▸ **TO DO**
Scan the lines below; pull out those with "React".

▸ **DATA FOR PROCESSING**
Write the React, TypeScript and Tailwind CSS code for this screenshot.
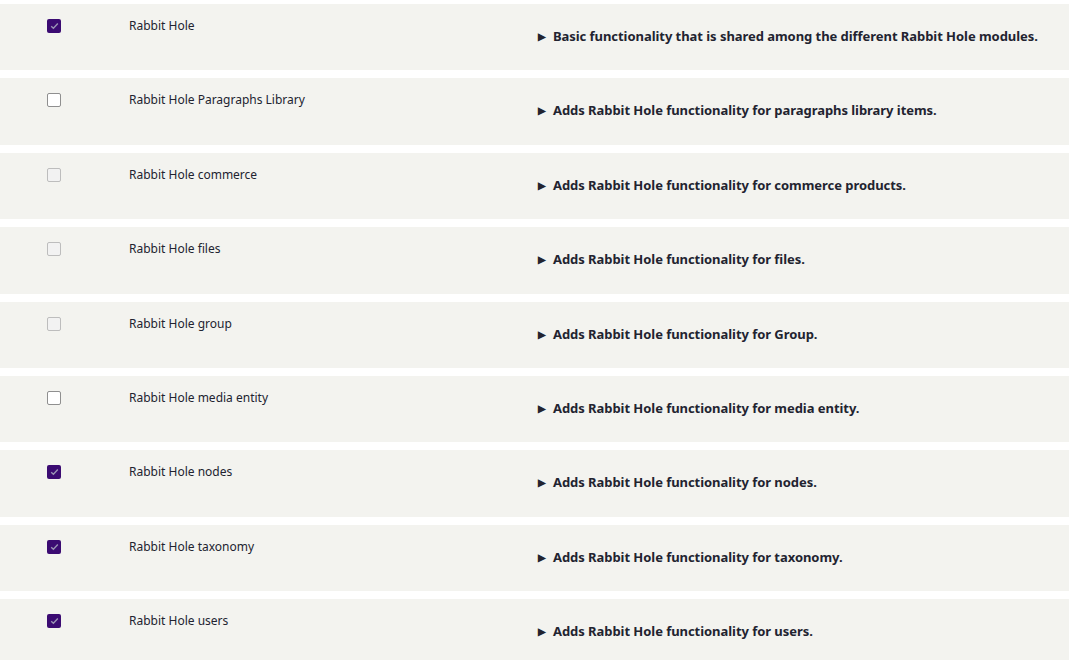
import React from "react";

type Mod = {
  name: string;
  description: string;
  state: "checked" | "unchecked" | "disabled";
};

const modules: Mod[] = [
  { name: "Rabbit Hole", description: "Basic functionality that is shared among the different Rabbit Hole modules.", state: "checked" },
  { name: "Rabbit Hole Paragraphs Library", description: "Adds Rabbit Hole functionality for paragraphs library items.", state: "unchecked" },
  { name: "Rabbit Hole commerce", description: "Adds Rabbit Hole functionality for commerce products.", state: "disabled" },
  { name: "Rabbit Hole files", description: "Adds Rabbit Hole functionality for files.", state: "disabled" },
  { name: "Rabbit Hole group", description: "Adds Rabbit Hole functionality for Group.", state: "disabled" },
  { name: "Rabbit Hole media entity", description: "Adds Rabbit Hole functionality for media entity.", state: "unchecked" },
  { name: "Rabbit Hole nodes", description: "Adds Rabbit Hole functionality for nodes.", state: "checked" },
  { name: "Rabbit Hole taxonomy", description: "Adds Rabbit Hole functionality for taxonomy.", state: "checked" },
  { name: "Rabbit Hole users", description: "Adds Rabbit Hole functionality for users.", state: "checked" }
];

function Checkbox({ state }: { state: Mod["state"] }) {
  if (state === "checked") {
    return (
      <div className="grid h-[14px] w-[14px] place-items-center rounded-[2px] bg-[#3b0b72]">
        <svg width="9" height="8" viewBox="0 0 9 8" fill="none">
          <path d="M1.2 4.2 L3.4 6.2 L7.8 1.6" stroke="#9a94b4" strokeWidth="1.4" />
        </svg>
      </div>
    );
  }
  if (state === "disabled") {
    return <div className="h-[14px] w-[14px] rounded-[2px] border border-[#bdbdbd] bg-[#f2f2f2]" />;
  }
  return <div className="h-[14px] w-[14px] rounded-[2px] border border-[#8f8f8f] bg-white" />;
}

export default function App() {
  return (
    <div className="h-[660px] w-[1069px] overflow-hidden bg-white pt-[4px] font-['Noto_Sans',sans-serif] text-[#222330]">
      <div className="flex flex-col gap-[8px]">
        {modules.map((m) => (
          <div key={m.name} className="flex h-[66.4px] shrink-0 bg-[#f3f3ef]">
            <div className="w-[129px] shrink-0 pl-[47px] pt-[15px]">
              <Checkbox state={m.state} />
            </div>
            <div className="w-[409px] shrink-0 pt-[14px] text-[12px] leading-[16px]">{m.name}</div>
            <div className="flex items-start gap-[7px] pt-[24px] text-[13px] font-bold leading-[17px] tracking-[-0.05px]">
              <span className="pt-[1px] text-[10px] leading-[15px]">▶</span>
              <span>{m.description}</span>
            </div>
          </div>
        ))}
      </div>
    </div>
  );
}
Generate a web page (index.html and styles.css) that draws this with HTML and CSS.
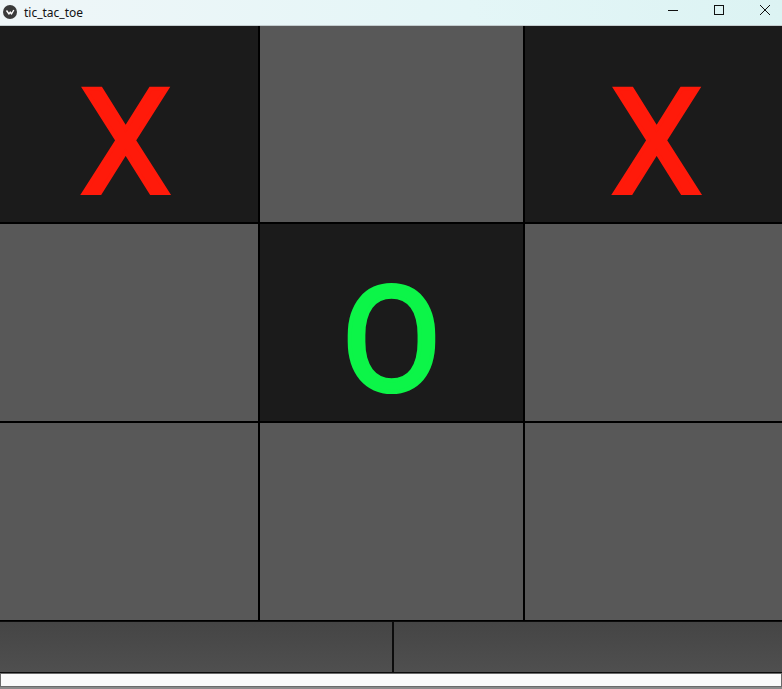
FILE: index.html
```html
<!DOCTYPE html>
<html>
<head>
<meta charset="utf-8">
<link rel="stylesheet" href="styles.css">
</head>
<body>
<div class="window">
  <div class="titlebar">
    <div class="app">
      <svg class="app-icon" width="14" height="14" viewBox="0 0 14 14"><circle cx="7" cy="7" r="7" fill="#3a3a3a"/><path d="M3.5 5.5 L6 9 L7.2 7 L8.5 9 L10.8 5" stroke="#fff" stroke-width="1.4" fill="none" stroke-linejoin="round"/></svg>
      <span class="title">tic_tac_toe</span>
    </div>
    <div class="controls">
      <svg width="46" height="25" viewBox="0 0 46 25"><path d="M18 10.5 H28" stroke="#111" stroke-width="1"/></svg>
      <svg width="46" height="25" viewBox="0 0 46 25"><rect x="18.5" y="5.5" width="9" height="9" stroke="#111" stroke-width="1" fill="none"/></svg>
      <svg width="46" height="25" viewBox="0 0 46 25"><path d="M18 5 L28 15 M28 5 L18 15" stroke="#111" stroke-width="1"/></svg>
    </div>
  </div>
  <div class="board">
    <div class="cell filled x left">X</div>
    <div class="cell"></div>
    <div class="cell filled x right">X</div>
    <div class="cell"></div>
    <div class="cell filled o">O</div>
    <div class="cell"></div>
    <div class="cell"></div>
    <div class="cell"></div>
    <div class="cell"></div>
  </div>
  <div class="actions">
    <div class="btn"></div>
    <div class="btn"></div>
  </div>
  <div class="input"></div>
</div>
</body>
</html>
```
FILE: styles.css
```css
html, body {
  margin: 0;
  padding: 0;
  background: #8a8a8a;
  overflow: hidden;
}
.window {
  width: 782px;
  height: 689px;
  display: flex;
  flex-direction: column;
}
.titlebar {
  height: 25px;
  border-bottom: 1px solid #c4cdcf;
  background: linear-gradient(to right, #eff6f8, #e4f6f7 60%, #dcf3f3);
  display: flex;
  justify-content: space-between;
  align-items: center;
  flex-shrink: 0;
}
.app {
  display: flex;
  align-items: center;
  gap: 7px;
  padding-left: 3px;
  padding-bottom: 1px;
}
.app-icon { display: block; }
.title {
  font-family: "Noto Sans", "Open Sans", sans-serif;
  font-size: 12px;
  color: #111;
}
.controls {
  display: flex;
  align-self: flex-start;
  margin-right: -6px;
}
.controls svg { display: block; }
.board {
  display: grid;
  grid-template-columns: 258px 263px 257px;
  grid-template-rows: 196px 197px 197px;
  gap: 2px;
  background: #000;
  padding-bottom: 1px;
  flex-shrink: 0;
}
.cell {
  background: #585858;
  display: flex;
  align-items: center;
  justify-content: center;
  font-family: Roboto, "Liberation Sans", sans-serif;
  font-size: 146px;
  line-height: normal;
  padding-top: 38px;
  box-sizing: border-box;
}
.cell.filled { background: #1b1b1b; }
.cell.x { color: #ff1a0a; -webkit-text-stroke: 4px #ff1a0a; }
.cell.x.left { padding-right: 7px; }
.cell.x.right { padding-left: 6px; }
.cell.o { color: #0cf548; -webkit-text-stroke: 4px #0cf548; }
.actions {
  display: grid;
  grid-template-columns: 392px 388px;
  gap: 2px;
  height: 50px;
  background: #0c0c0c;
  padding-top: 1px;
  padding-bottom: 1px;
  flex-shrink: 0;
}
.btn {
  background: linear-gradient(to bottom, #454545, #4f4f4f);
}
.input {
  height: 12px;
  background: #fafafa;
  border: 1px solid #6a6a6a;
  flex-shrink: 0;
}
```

▸ **THE RESPONSE**
Write the React, TypeScript and Tailwind CSS code for this screenshot.
import React from "react";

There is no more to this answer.